Ziegler: There was a time. Then, through the years, they got friendlier. They started working with the F&I guys, hosting F&I schools. I tell small agencies to align with an F&I trainer and run your own school. Every agency has to have F&I training available, and they have to be able to supply dealers with an F&I manager if they suddenly lose the one they’ve got. The sales manager is not a backup for F&I. If sales is flooded, they haven’t got time. At every dealership, there is at least one salesperson who is a wannabe F&I manager. If they’re qualified, send them to F&I school and put an extra, fully functional F&I office in the dealership. In overflow periods, that salesperson takes that office.

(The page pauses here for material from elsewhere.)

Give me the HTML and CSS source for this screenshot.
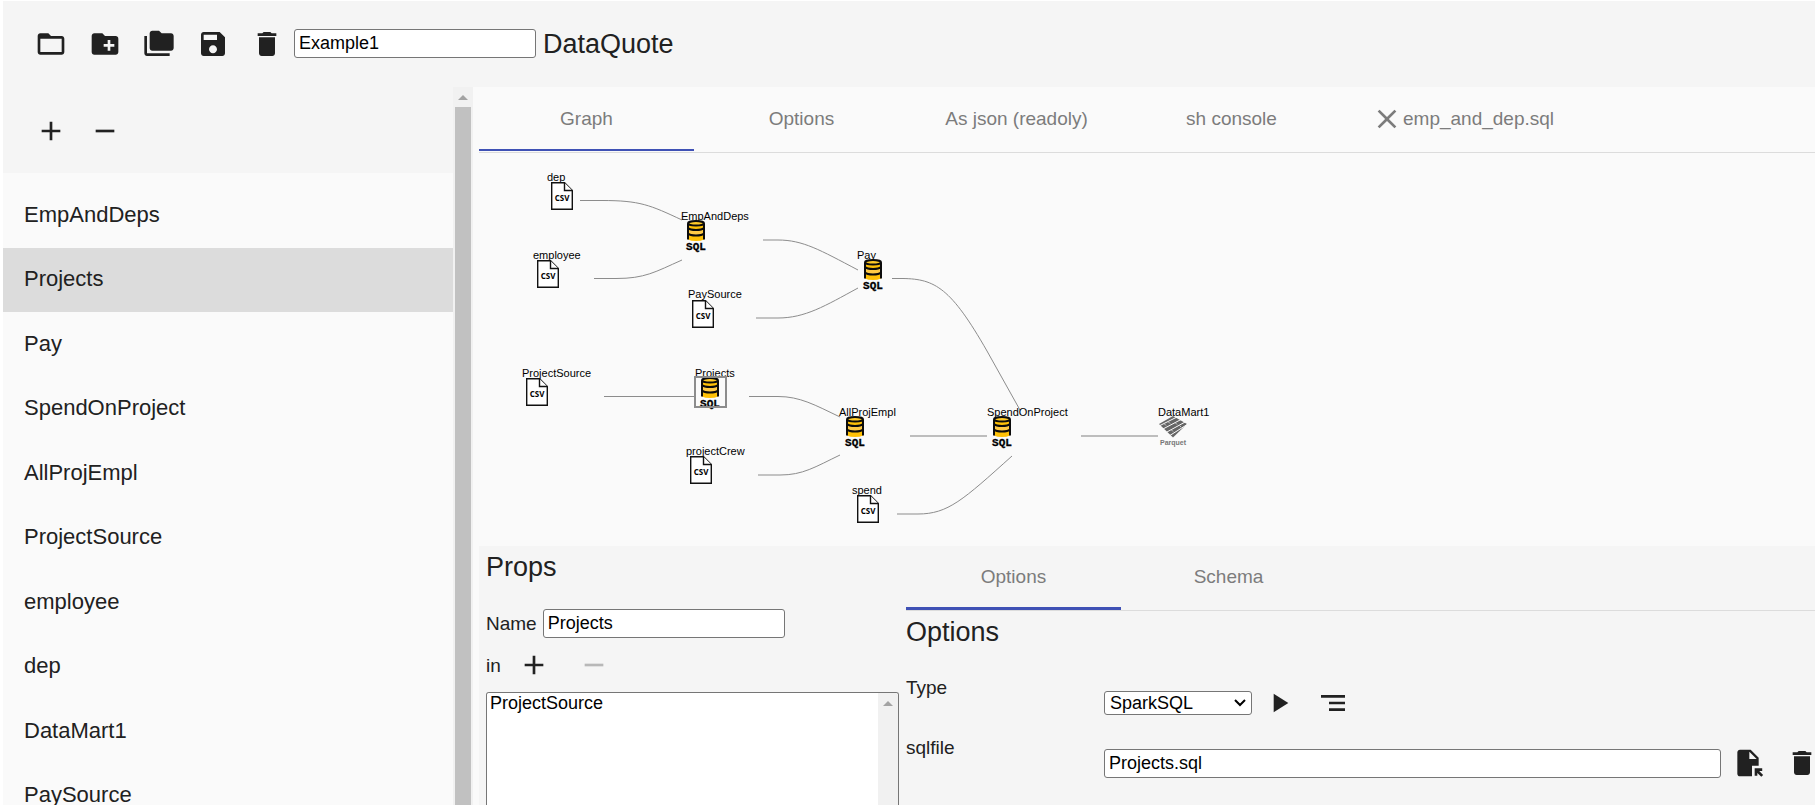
FILE: index.html
```html
<!DOCTYPE html>
<html lang="en">
<head>
<meta charset="utf-8">
<title>DataQuote</title>
<link rel="stylesheet" href="styles.css">
</head>
<body>
<svg class="defs" aria-hidden="true">
  <symbol id="i-add" viewBox="0 0 24 24"><path d="M19 13h-6v6h-2v-6H5v-2h6V5h2v6h6v2z"/></symbol>
  <symbol id="i-remove" viewBox="0 0 24 24"><path d="M19 13H5v-2h14v2z"/></symbol>
  <symbol id="i-delete" viewBox="0 0 24 24"><path d="M6 19c0 1.1.9 2 2 2h8c1.100 0 2-.9 2-2V7H6v12zM19 4h-3.500l-1-1h-5l-1 1H5v2h14V4z"/></symbol>
  <symbol id="csv" viewBox="0 0 22 28" overflow="visible">
    <path class="sheet" d="M.7.700H13.500L21.300 8.500V27.300H.7z"/><path class="sheet" d="M13.500.700V8.500H21.300"/>
    <text class="csv-text" x="11" y="19" text-anchor="middle">CSV</text>
  </symbol>
  <symbol id="sql" viewBox="0 0 20 32" overflow="visible">
    <path fill="#ffc107" d="M2 3.500h16V19.500q-3 1.500-8 1.500t-8-1.500z"/>
    <path fill="#ffca45" d="M2 8.500q8 4 16 0v5q-8 4-16 0z"/>
    <path class="db" d="M2 19.500V3.500M18 3.500V19.500M2 8q2 2 8 2t8-2M2 13.500q2 2 8 2t8-2"/>
    <ellipse class="db" fill="#ffca28" cx="10" cy="3.300" rx="8" ry="2.300"/>
    <text class="sql-text" x="10" y="30" text-anchor="middle">SQL</text>
  </symbol>
  <symbol id="parquet" viewBox="0 0 28 30" overflow="visible">
    <path fill="#666" d="M14 0L28 8 14 21.500 0 8z"/>
    <path class="gap" d="M-1 10.500L18 1M3 13.500L23 3M7 16.500L27 5.500M10 20L29 8"/>
    <path class="gap thin" d="M9 5.500L11 7.500M16 6.500L18 8.500M5 7.500L7 9.500M12 13.500L14 15.500M20 9L22 11"/>
    <text class="parquet-text" x="14" y="29" text-anchor="middle">Parquet</text>
  </symbol>
</svg>

<header class="toolbar main-bar">
  <button class="icon" aria-label="Open"><svg viewBox="0 0 24 24"><path d="M20 6h-8l-2-2H4c-1.100 0-1.990.9-1.990 2L2 18c0 1.100.9 2 2 2h16c1.100 0 2-.9 2-2V8c0-1.100-.9-2-2-2zm0 12H4V8h16v10z"/></svg></button>
  <button class="icon" aria-label="New"><svg viewBox="0 0 24 24"><path d="M20 6h-8l-2-2H4c-1.110 0-1.990.89-1.990 2L2 18c0 1.110.89 2 2 2h16c1.110 0 2-.89 2-2V8c0-1.110-.89-2-2-2zm-1 8h-3v3h-2v-3h-3v-2h3V9h2v3h3v2z"/></svg></button>
  <button class="icon" aria-label="Copy"><svg viewBox="0 0 24 24"><path d="M3 6H1v13c0 1.100.9 2 2 2h17v-2H3V6zm18-2h-7l-2-2H7c-1.100 0-2 .9-2 2v11c0 1.100.9 2 2 2h14c1.100 0 2-.9 2-2V6c0-1.100-.9-2-2-2z"/></svg></button>
  <button class="icon" aria-label="Save"><svg viewBox="0 0 24 24"><path d="M17 3H5c-1.110 0-2 .9-2 2v14c0 1.100.89 2 2 2h14c1.100 0 2-.9 2-2V7l-4-4zm-5 16c-1.660 0-3-1.340-3-3s1.340-3 3-3 3 1.340 3 3-1.340 3-3 3zm3-10H5V5h10v4z"/></svg></button>
  <button class="icon" aria-label="Delete"><svg><use href="#i-delete"/></svg></button>
  <input class="field" type="text" value="Example1" aria-label="Project name">
  <h1 class="title">DataQuote</h1>
</header>

<div class="body">
  <aside class="sidebar">
    <div class="side-scroll">
      <div class="toolbar side-bar">
        <button class="icon" aria-label="Add item"><svg><use href="#i-add"/></svg></button>
        <button class="icon" aria-label="Remove item"><svg><use href="#i-remove"/></svg></button>
      </div>
      <ul class="list">
        <li><a href="#">EmpAndDeps</a></li>
        <li class="selected"><a href="#">Projects</a></li>
        <li><a href="#">Pay</a></li>
        <li><a href="#">SpendOnProject</a></li>
        <li><a href="#">AllProjEmpl</a></li>
        <li><a href="#">ProjectSource</a></li>
        <li><a href="#">employee</a></li>
        <li><a href="#">dep</a></li>
        <li><a href="#">DataMart1</a></li>
        <li><a href="#">PaySource</a></li>
      </ul>
    </div>
    <div class="scrollbar"><span class="arrow"></span><span class="thumb"></span></div>
  </aside>

  <main class="content">
    <nav class="tabs">
      <button class="tab active">Graph</button>
      <button class="tab">Options</button>
      <button class="tab">As json (readoly)</button>
      <button class="tab">sh console</button>
      <button class="tab"><svg viewBox="0 0 24 24"><path d="M19 6.410L17.590 5 12 10.590 6.410 5 5 6.410 10.590 12 5 17.590 6.410 19 12 13.410 17.590 19 19 17.590 13.410 12z"/></svg>emp_and_dep.sql</button>
    </nav>

    <svg class="graph" role="img" aria-label="Data flow graph">
      <g transform="translate(-479 -153)">
        <g class="edges">
          <path d="M580 200.500H602C640 200.500 650 205 682 220"/>
          <path d="M594 278.500H616C645 278.500 655 272 682 260"/>
          <path d="M763 240H778C803 240 820 250 858 270"/>
          <path d="M756 318H778C805 318 825 306 858 288"/>
          <path d="M892 278.500H903C935 279 951 288 987 351L1020 410"/>
          <path d="M604 396.500H694"/>
          <path d="M749 396.500H778C800 396.500 815 405 840 417"/>
          <path d="M758 475H780C803 475 815 467 840 455"/>
          <path d="M897 514H918C948 514 963 500 1012 456"/>
          <path class="wide" d="M910 436H987M1081 436H1158"/>
        </g>
        <text x="547" y="181">dep</text><use href="#csv" x="551" y="182" width="22" height="28"/>
        <text x="533" y="259">employee</text><use href="#csv" x="537" y="260" width="22" height="28"/>
        <text x="688" y="298">PaySource</text><use href="#csv" x="692" y="300" width="22" height="28"/>
        <text x="522" y="377">ProjectSource</text><use href="#csv" x="526" y="378" width="22" height="28"/>
        <text x="686" y="455">projectCrew</text><use href="#csv" x="690" y="456" width="22" height="28"/>
        <text x="852" y="494">spend</text><use href="#csv" x="857" y="495" width="22" height="28"/>
        <text x="681" y="220">EmpAndDeps</text><use href="#sql" x="686" y="220" width="20" height="32"/>
        <text x="857" y="259">Pay</text><use href="#sql" x="863" y="259" width="20" height="32"/>
        <text x="839" y="416">AllProjEmpl</text><use href="#sql" x="845" y="416" width="20" height="32"/>
        <text x="987" y="416">SpendOnProject</text><use href="#sql" x="992" y="416" width="20" height="32"/>
        <text x="695" y="377">Projects</text><use href="#sql" x="700" y="377" width="20" height="32"/>
        <rect class="node-selected" x="695" y="377" width="31" height="30"/>
        <text x="1158" y="416">DataMart1</text><use href="#parquet" x="1159" y="416" width="28" height="30"/>
      </g>
    </svg>

    <section class="panel">
      <div class="props">
        <h2 class="heading">Props</h2>
        <div class="row"><label for="name">Name</label><input class="field" id="name" type="text" value="Projects"></div>
        <div class="row">
          <label for="in">in</label>
          <button class="icon" aria-label="Add input"><svg><use href="#i-add"/></svg></button>
          <button class="icon" aria-label="Remove input" disabled><svg><use href="#i-remove"/></svg></button>
        </div>
        <div class="listbox">
          <select id="in" multiple><option>ProjectSource</option></select>
          <div class="scrollbar"><span class="arrow"></span></div>
        </div>
      </div>
      <div class="details">
        <nav class="tabs">
          <button class="tab active">Options</button>
          <button class="tab">Schema</button>
        </nav>
        <h2 class="heading">Options</h2>
        <div class="option">
          <label for="type">Type</label>
          <div class="controls">
            <div class="dropdown">
              <select id="type"><option>SparkSQL</option></select>
              <svg viewBox="0 0 12 8"><path d="M1 1l5 5 5-5"/></svg>
            </div>
            <button class="icon" aria-label="Run"><svg viewBox="0 0 24 24"><path d="M8 5v14l11-7z"/></svg></button>
            <button class="icon" aria-label="Log"><svg viewBox="0 0 24 24"><path d="M9 18h12v-2H9v2zM3 6v2h18V6H3zm6 7h12v-2H9v2z"/></svg></button>
          </div>
        </div>
        <div class="option">
          <label for="sqlfile">sqlfile</label>
          <div class="controls">
            <input class="field grow" id="sqlfile" type="text" value="Projects.sql">
            <button class="icon" aria-label="Open file"><svg viewBox="0 0 24 24"><path d="M14 2H6c-1.100 0-1.990.9-1.990 2L4 20c0 1.100.89 2 1.990 2H15v-8h5V8l-6-6zm-1 7V3.500L18.500 9H13zM17 21.660V16h5.660v2h-2.240l2.950 2.950-1.410 1.410L19 19.410v2.240h-2z"/></svg></button>
            <button class="icon" aria-label="Delete file"><svg><use href="#i-delete"/></svg></button>
          </div>
        </div>
      </div>
    </section>
  </main>
</div>
</body>
</html>
```
FILE: styles.css
```css
* { box-sizing: border-box; }

body {
  margin: 0;
  padding: 1px 0 0 3px;
  height: 100vh;
  overflow: hidden;
  display: flex;
  flex-direction: column;
  background: #fff;
  color: #212121;
  font: 19px/27px "Liberation Sans", Arial, sans-serif;
}

.defs { display: none; }

h1, h2 { margin: 0; font-size: 27px; font-weight: 400; line-height: 42px; }

button, input, select { font-family: inherit; margin: 0; }

.toolbar {
  display: flex;
  align-items: center;
  flex: none;
  height: 86px;
  padding-left: 21px;
  background: #f5f5f5;
}
.main-bar { padding-bottom: 1px; }
.side-bar { padding-top: 2px; }

.title { margin-left: 7px; }

.icon {
  flex: none;
  display: flex;
  align-items: center;
  justify-content: center;
  width: 54px;
  height: 54px;
  padding: 0;
  border: 0;
  background: none;
  color: #212121;
}
.icon:disabled { color: #b8b8b8; }
.icon svg, .tab svg { width: 32px; height: 32px; fill: currentColor; }

.field {
  width: 242px;
  height: 29px;
  padding: 0 4px;
  border: 1px solid #767676;
  border-radius: 3px;
  background: #fff;
  color: #000;
  font-size: 18px;
}

.body { flex: 1; display: flex; min-height: 0; }

.sidebar { flex: none; display: flex; width: 470px; background: #fafafa; }
.side-scroll { flex: 1; overflow: hidden; }

.list {
  display: grid;
  grid-template-rows: repeat(10, 1fr);
  height: 655px;
  margin: 0;
  padding: 10px 0 0;
  list-style: none;
  font-size: 22px;
}
.list a {
  display: flex;
  align-items: center;
  height: 100%;
  padding: 0 21px 2px;
  color: inherit;
  text-decoration: none;
}
.selected { background: #dcdcdc; }

.scrollbar {
  flex: none;
  display: flex;
  flex-direction: column;
  align-items: center;
  width: 20px;
  padding-top: 8px;
  background: #f1f1f1;
}
.arrow {
  width: 10px;
  height: 5px;
  background: #a3a3a3;
  clip-path: polygon(50% 0, 100% 100%, 0 100%);
}
.thumb { flex: 1; width: 16px; margin-top: 7px; background: #c1c1c1; }

.content {
  flex: 1;
  display: flex;
  flex-direction: column;
  min-width: 0;
  padding-left: 6px;
  background: #fafafa;
}

.tabs {
  flex: none;
  display: flex;
  height: 66px;
  padding-bottom: 1px;
  border-bottom: 1px solid #dcdcdc;
}
.tab {
  display: flex;
  align-items: center;
  justify-content: center;
  min-width: 215px;
  padding: 1px 32px 0;
  border: 0;
  border-bottom: 2px solid transparent;
  background: none;
  color: #7c7c7c;
  font-size: 19px;
  white-space: nowrap;
}
.tab.active { border-bottom-color: #3f51b5; }

.graph { flex: none; display: block; width: 100%; height: 393px; font-size: 11px; }
.edges path { fill: none; stroke: #8c8c8c; stroke-width: 1; }
.edges .wide { stroke: #bdbdbd; stroke-width: 2; }
.sheet { fill: #fff; stroke: #111; stroke-width: 1.4; }
.db { stroke: #0c0c0c; stroke-width: 2; }
path.db { fill: none; }
.sql-text { font: bold 11px "Liberation Mono", monospace; fill: #000; stroke: #000; stroke-width: 0.3; }
.csv-text { font: bold 8px "Open Sans", sans-serif; fill: #000; }
.gap { fill: none; stroke: #fafafa; stroke-width: 1; }
.gap.thin { stroke: #ccc; }
.parquet-text { font: bold 7px "Liberation Sans", sans-serif; fill: #777; }
.node-selected { fill: none; stroke: #8c8c8c; stroke-width: 2; }

.panel { flex: 1; display: flex; min-height: 0; overflow: hidden; background: #f5f5f5; }
.heading { margin-bottom: 21px; }

.props {
  flex: none;
  display: flex;
  flex-direction: column;
  width: 427px;
  padding: 0 7px;
}
.row { display: flex; align-items: center; gap: 6px; }

.listbox {
  flex: 1;
  display: flex;
  border: 1px solid #767676;
  border-bottom: 0;
  border-radius: 3px 3px 0 0;
  background: #fff;
  overflow: hidden;
}
.listbox select {
  flex: 1;
  padding: 0;
  border: 0;
  outline: 0;
  background: #fff;
  color: #000;
  font-size: 18px;
  overflow: hidden;
}
.listbox option { padding: 0 3px; }

.details { flex: 1; min-width: 0; }
.details .tabs { height: 65px; padding-bottom: 0; }
.details .tab { padding-top: 0; border-bottom-width: 3px; }
.option { display: flex; height: 60px; }
.option label { flex: none; width: 198px; }
.controls { flex: 1; display: flex; align-items: center; height: 58px; margin-right: -14px; }
.grow { flex: 1; width: auto; min-width: 0; }

.dropdown { display: grid; align-items: center; width: 148px; }
.dropdown select, .dropdown svg { grid-area: 1 / 1; }
.dropdown select {
  appearance: none;
  width: 100%;
  height: 24px;
  padding: 0 5px;
  border: 1px solid #767676;
  border-radius: 3px;
  background: #fff;
  color: #000;
  font-size: 18px;
}
.dropdown svg {
  justify-self: end;
  width: 12px;
  height: 8px;
  margin-right: 6px;
  fill: none;
  stroke: #000;
  stroke-width: 2;
  pointer-events: none;
}
```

AE: Where do you stand on digital F&I?
Ziegler: I see it as a threat that wants to be a threat. It’s honestly not working. A couple years ago, they were telling dealers to let the salespeople do F&I. Bad idea. Now they say artificial intelligence can do it. I think it’s a vendor plot. They’re not doing it for our benefit or the customer’s benefit. I always have a jaundiced eye when a vendor calls themselves a partner. Partners don’t steal your business.
AE: They’ll say that’s what customers want.
Ziegler: Some people will buy a car from Carvana. It absolutely will work with a small number of people. But most people won’t buy F&I without a presentation. You need persuasion, finesse, objection-handling skills —
AE: Critical thinking.
Ziegler: Exactly. The so-called experts thought subscription cars would work. Sure enough, Cadillac has closed “The Book” and the others are bleeding. I’ve often said I can predict this industry with pinpoint accuracy not because I’m so smart but because some others are so stupid. I know what customers are and are not going to do.
But the thing is, a lot of the vendors are going for the total transaction. F&I was the holdup. Once they can do that, I predict they’ll try to do the entire sale, keep the profits, and use the dealers as their warehouse. They’re already talking about the obsolete dealer model. You’ve heard it at every convention. Some pipsqueak is going to reinvent the business. And what exactly are you going to replace it with?